The God Particle Plugin Review: Jaycen Joshua’s Mix Bus “Magic Sauce”?
- Leiam Sullivan
- 11 hours ago
- 4 min read

When a plugin arrives with a big name attached to it, it naturally catches your attention.
In this case, it was The God Particle by Cradle, developed with Grammy-winning mix engineer Jaycen Joshua.
Joshua’s name carries weight. He’s mixed records for artists like Justin Bieber, Beyoncé, and Jay-Z. When someone like that says a plugin represents the sound of his mix bus, you can’t help but be curious.
For months I kept hearing about it. The general idea seemed simple:
A single plugin that gives your mix the polish of a finished master.
Something in the same ballpark as tools like CGII, where you insert it on the mix bus and it quickly gets you into a finished-sounding place.
Eventually curiosity won.
So late last November I downloaded the trial.
Honestly, I could almost finish this review right here and say:
Get it.
Because the first time I tried it, it genuinely surprised me.
First Impressions
The first thing I did was try it on a few masters for a project I’m currently working on.
Within seconds it was obvious something interesting was happening.
Initially, I had it on full.
Straight out of the gate it added weight and polish, but with other plugins already working on the master bus it was a bit too much. So I started pulling the mix control back.
Eventually I dialled it back to 4%.
Just four percent.
Yet the track still felt different.
More focused.
More finished.
Turning the plugin off made the mix feel like something had been removed.
That’s always the tell-tale sign.
If bypassing a plugin makes the track collapse slightly, you know it’s doing something meaningful.
From that moment I was sold.
How I Ended Up Using It
Since then, The God Particle has become a regular part of my workflow.
When I’m writing or sketching ideas, I’ll often drop it straight on the 2-bus.
It instantly brings the track closer to what a mastered record might sound like.
Not in an over-compressed way. More in the sense that the mix suddenly locks together.
That makes it easier to make creative decisions while producing and mixing.
I'm feeling it’s similar to what a compressor and limiter chain does, but there’s clearly something else happening as well.
Some extra colour.
Some harmonic density.
That’s the part that makes it feel a bit like “magic sauce”.
What’s Actually Happening Under the Hood
Although the interface is incredibly simple, there’s quite a lot happening inside the plugin.
The God Particle is essentially an all-in-one mix bus processor, combining several mastering processes into a single unit.
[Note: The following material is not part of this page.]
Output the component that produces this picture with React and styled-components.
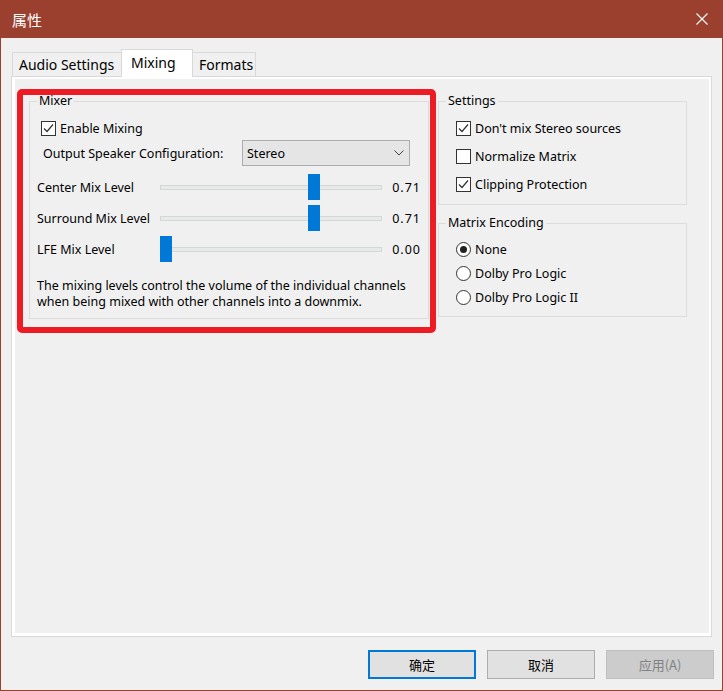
import React from 'react'
import styled, { createGlobalStyle } from 'styled-components'

const FONT = `"Noto Sans", "Noto Sans CJK SC", sans-serif`
const CJK = `"Noto Sans CJK SC", "Noto Sans", sans-serif`
const BROWN = '#9b3f2f'
const BLUE = '#0078d7'

const GlobalStyle = createGlobalStyle`
  html, body {
    margin: 0;
    padding: 0;
    background: #f0f0f0;
  }
  body {
    font-family: ${FONT};
    font-size: 12px;
    color: #000;
  }
  * {
    box-sizing: border-box;
  }
`

const sliders = [
  { label: 'Center Mix Level', value: 0.71 },
  { label: 'Surround Mix Level', value: 0.71 },
  { label: 'LFE Mix Level', value: 0 },
]

const settings = [
  { label: "Don't mix Stereo sources", checked: true },
  { label: 'Normalize Matrix', checked: false },
  { label: 'Clipping Protection', checked: true },
]

const encodings = [
  { label: 'None', checked: true },
  { label: 'Dolby Pro Logic', checked: false },
  { label: 'Dolby Pro Logic II', checked: false },
]

export default function App () {
  return (
    <>
      <GlobalStyle />
      <Window>
        <TitleBar>
          <Title>属性</Title>
          <CloseIcon viewBox='0 0 12 12'>
            <path d='M0.5 0.5 L11.5 11.5 M11.5 0.5 L0.5 11.5' />
          </CloseIcon>
        </TitleBar>

        <Body>
          <TabStrip>
            <Tab width={110}>Audio Settings</Tab>
            <Tab width={72} active>Mixing</Tab>
            <Tab width={64}>Formats</Tab>
          </TabStrip>

          <Panel>
            <Page>
              <GroupBox pad='10px 7px 8px'>
                <Legend>Mixer</Legend>
                <Row indent={4}>
                  <Checkbox checked />
                  <span>Enable Mixing</span>
                </Row>
                <ConfigRow>
                  <span>Output Speaker Configuration:</span>
                  <Combo>
                    <span>Stereo</span>
                    <Chevron viewBox='0 0 10 6'>
                      <path d='M0.5 0.5 L5 5 L9.5 0.5' />
                    </Chevron>
                  </Combo>
                </ConfigRow>
                <SliderList>
                  {sliders.map(s => (
                    <SliderRow key={s.label}>
                      <SliderLabel>{s.label}</SliderLabel>
                      <Track>
                        <Thumb style={{ left: `${Math.round(s.value * 209) - 1}px` }} />
                      </Track>
                      <SliderValue>{s.value.toFixed(2)}</SliderValue>
                    </SliderRow>
                  ))}
                </SliderList>
                <Description>
                  The mixing levels control the volume of the individual channels
                  <br />
                  when being mixed with other channels into a downmix.
                </Description>
              </GroupBox>

              <Column>
                <GroupBox pad='10px 7px 10px'>
                  <Legend>Settings</Legend>
                  <OptionList gap={8}>
                    {settings.map(s => (
                      <Row key={s.label} indent={10}>
                        <Checkbox checked={s.checked} />
                        <span>{s.label}</span>
                      </Row>
                    ))}
                  </OptionList>
                </GroupBox>
                <GroupBox pad='9px 7px 9px'>
                  <Legend>Matrix Encoding</Legend>
                  <OptionList gap={4}>
                    {encodings.map(s => (
                      <Row key={s.label} indent={10}>
                        <Radio checked={s.checked} />
                        <span>{s.label}</span>
                      </Row>
                    ))}
                  </OptionList>
                </GroupBox>
              </Column>
            </Page>
          </Panel>

          <ButtonRow>
            <Button kind='default'>确定</Button>
            <Button>取消</Button>
            <Button kind='disabled'>应用(A)</Button>
          </ButtonRow>
        </Body>

        <Highlight />
      </Window>
    </>
  )
}

const Checkbox = ({ checked }) => (
  <Box>
    {checked && (
      <svg width='13' height='13' viewBox='0 0 13 13'>
        <path d='M2 6.5 L5 9.5 L11 2.5' fill='none' stroke='#333' strokeWidth='1.2' />
      </svg>
    )}
  </Box>
)

const Radio = ({ checked }) => (
  <Circle>
    {checked && <Dot />}
  </Circle>
)

const Window = styled.div`
  position: relative;
  width: 723px;
  height: 691px;
  display: flex;
  flex-direction: column;
  border: 1px solid ${BROWN};
  border-top: none;
  background: #f0f0f0;
`

const TitleBar = styled.div`
  height: 38px;
  flex: none;
  display: flex;
  align-items: center;
  justify-content: space-between;
  padding: 0 15px 0 11px;
  margin: 0 -1px;
  background: ${BROWN};
`

const Title = styled.div`
  font-family: ${CJK};
  font-size: 15px;
  color: #fff;
  margin-left: 1px;
`

const CloseIcon = styled.svg`
  width: 12px;
  height: 12px;
  stroke: #fff;
  stroke-width: 1.1;
  fill: none;
`

const Body = styled.div`
  flex: 1;
  display: flex;
  flex-direction: column;
  padding: 11px 10px 11px;
`

const TabStrip = styled.div`
  position: relative;
  z-index: 1;
  height: 28px;
  display: flex;
  align-items: flex-end;
  padding-left: 1px;
`

const Tab = styled.div`
  width: ${p => p.width}px;
  height: ${p => (p.active ? 28 : 24)}px;
  margin-bottom: ${p => (p.active ? 0 : 1)}px;
  margin-left: -1px;
  display: flex;
  align-items: center;
  padding: ${p => (p.active ? '0 0 3px 9px' : '0 0 0 6px')};
  border: 1px solid #d9d9d9;
  border-bottom: none;
  background: ${p => (p.active ? '#fff' : '#f0f0f0')};
  font-size: 14px;
  white-space: nowrap;

  &:first-child {
    margin-left: 0;
  }
`

const Panel = styled.div`
  flex: 1;
  margin-top: -1px;
  border: 1px solid #d9d9d9;
  background: #fff;
  padding: 2px 2px 3px 3px;
`

const Page = styled.div`
  height: 100%;
  background: #f0f0f0;
  padding: 15px 0 0 14px;
  display: grid;
  grid-template-columns: 400px 249px;
  column-gap: 9px;
  align-items: start;
`

const Column = styled.div`
  display: flex;
  flex-direction: column;
  gap: 11px;
`

const GroupBox = styled.fieldset`
  margin: 0;
  min-width: 0;
  padding: ${p => p.pad};
  border: 1px solid #dcdcdc;
  display: flex;
  flex-direction: column;
`

const Legend = styled.legend`
  padding: 0 2px;
  line-height: 14px;
  font-size: 12.5px;
`

const Row = styled.div`
  height: 20px;
  display: flex;
  align-items: center;
  gap: 4px;
  margin-left: ${p => p.indent || 0}px;
  font-size: 12.5px;
  white-space: nowrap;
`

const OptionList = styled.div`
  display: flex;
  flex-direction: column;
  gap: ${p => p.gap}px;
`

const Box = styled.div`
  width: 15px;
  height: 15px;
  flex: none;
  border: 1px solid #333;
  background: #fff;
  display: flex;
  align-items: center;
  justify-content: center;
`

const Circle = styled.div`
  width: 15px;
  height: 15px;
  flex: none;
  border: 1px solid #333;
  border-radius: 50%;
  background: #fff;
  display: flex;
  align-items: center;
  justify-content: center;
`

const Dot = styled.div`
  width: 7px;
  height: 7px;
  border-radius: 50%;
  background: #222;
`

const ConfigRow = styled.div`
  height: 26px;
  margin: 2px 11px 0 6px;
  display: flex;
  align-items: center;
  justify-content: space-between;
  font-size: 12.5px;
`

const Combo = styled.div`
  width: 168px;
  height: 26px;
  display: flex;
  align-items: center;
  justify-content: space-between;
  padding: 0 5px 0 4px;
  border: 1px solid #adadad;
  background: #e5e5e5;
`

const Chevron = styled.svg`
  width: 10px;
  height: 6px;
  fill: none;
  stroke: #444;
  stroke-width: 1;
`

const SliderList = styled.div`
  margin-top: 6px;
  display: flex;
  flex-direction: column;
`

const SliderRow = styled.div`
  height: 31px;
  display: flex;
  align-items: center;
  font-size: 12.5px;
`

const SliderLabel = styled.div`
  width: 123px;
  white-space: nowrap;
`

const Track = styled.div`
  position: relative;
  width: 223px;
  height: 5px;
  border: 1px solid #d6d6d6;
  background: #e7eaea;
`

const Thumb = styled.div`
  position: absolute;
  top: -12px;
  width: 12px;
  height: 26px;
  background: ${BLUE};
`

const SliderValue = styled.div`
  margin-left: 10px;
  letter-spacing: 1px;
`

const Description = styled.div`
  margin-top: 13px;
  line-height: 16px;
  font-size: 12.5px;
`

const ButtonRow = styled.div`
  display: flex;
  justify-content: flex-end;
  gap: 11px;
  margin: 13px -2px 0 0;
`

const Button = styled.div`
  width: 108px;
  height: 29px;
  display: flex;
  align-items: center;
  justify-content: center;
  font-family: ${CJK};
  font-size: 13px;
  border: 1px solid ${p => (p.kind === 'default' ? BLUE : p.kind === 'disabled' ? '#bfbfbf' : '#adadad')};
  box-shadow: ${p => (p.kind === 'default' ? `inset 0 0 0 1px ${BLUE}` : 'none')};
  background: ${p => (p.kind === 'disabled' ? '#cccccc' : '#e1e1e1')};
  color: ${p => (p.kind === 'disabled' ? '#838383' : '#000')};
`

// red annotation drawn over the mixer group
const Highlight = styled.div`
  position: absolute;
  left: 16px;
  top: 89px;
  width: 419px;
  height: 244px;
  border: 6px solid #ed1c24;
  border-radius: 5px;
  pointer-events: none;
`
Under the hood it appears to combine things like:
Multiband compression
Harmonic saturation / excitation
EQ shaping
Stereo widening
Adaptive limiting
All tuned to specific “sweet spots” based on Jaycen Joshua’s own mix bus workflow.
Rather than exposing dozens of parameters, Cradle intentionally hid most of the complexity.
The idea is that you spend less time tweaking and more time mixing and creating.
In fact, the default settings are supposedly the exact configuration Joshua uses on every mix.
Your job is simply to control the overall effect.
The Interface
The interface reflects this philosophy.
You mainly have three controls:
Input
Amount
Output
Alongside that there are a few optional tone controls for:
Low focus
Mid focus
High focus
That’s about it.
Compared to a traditional mix bus chain with multiple plugins, it feels almost too simple – but that’s the point.
Why It Works So Well
One of the biggest challenges in mixing is getting the final polish.
Over the years most engineers slowly build a mix bus chain that works for them.
EQ → compression → saturation → limiting.
It can take years to dial in a combination that feels right.
What The God Particle does is compress that process into something much faster.
Instead of building a chain every time, you turn a couple of knobs and the mix snaps into place.
It doesn’t replace mixing skill.
But it does remove some of the friction between creative work and technical setup.
The Real Benefit
For me, the biggest benefit is actually psychological.
When you’re producing or writing, hearing the track closer to its final form is incredibly motivating.
It’s easier to judge:
Balance
Energy
Impact
You’re not imagining what the master might sound like.
You’re already hearing something close to it.
And that makes the whole process more enjoyable.
Final Thoughts
After four months of using it regularly, The God Particle has quietly become a staple on my mix bus.
It’s not something I rely on blindly.
But when it works, it really works.
And sometimes all it takes is a few percent of it to bring a mix into focus.
That’s the surprising part.
A plugin with very few controls that manages to do quite a lot.
For me, it’s a tool that does what it promises:
It helps you stay in the creative flow while your mix starts sounding finished.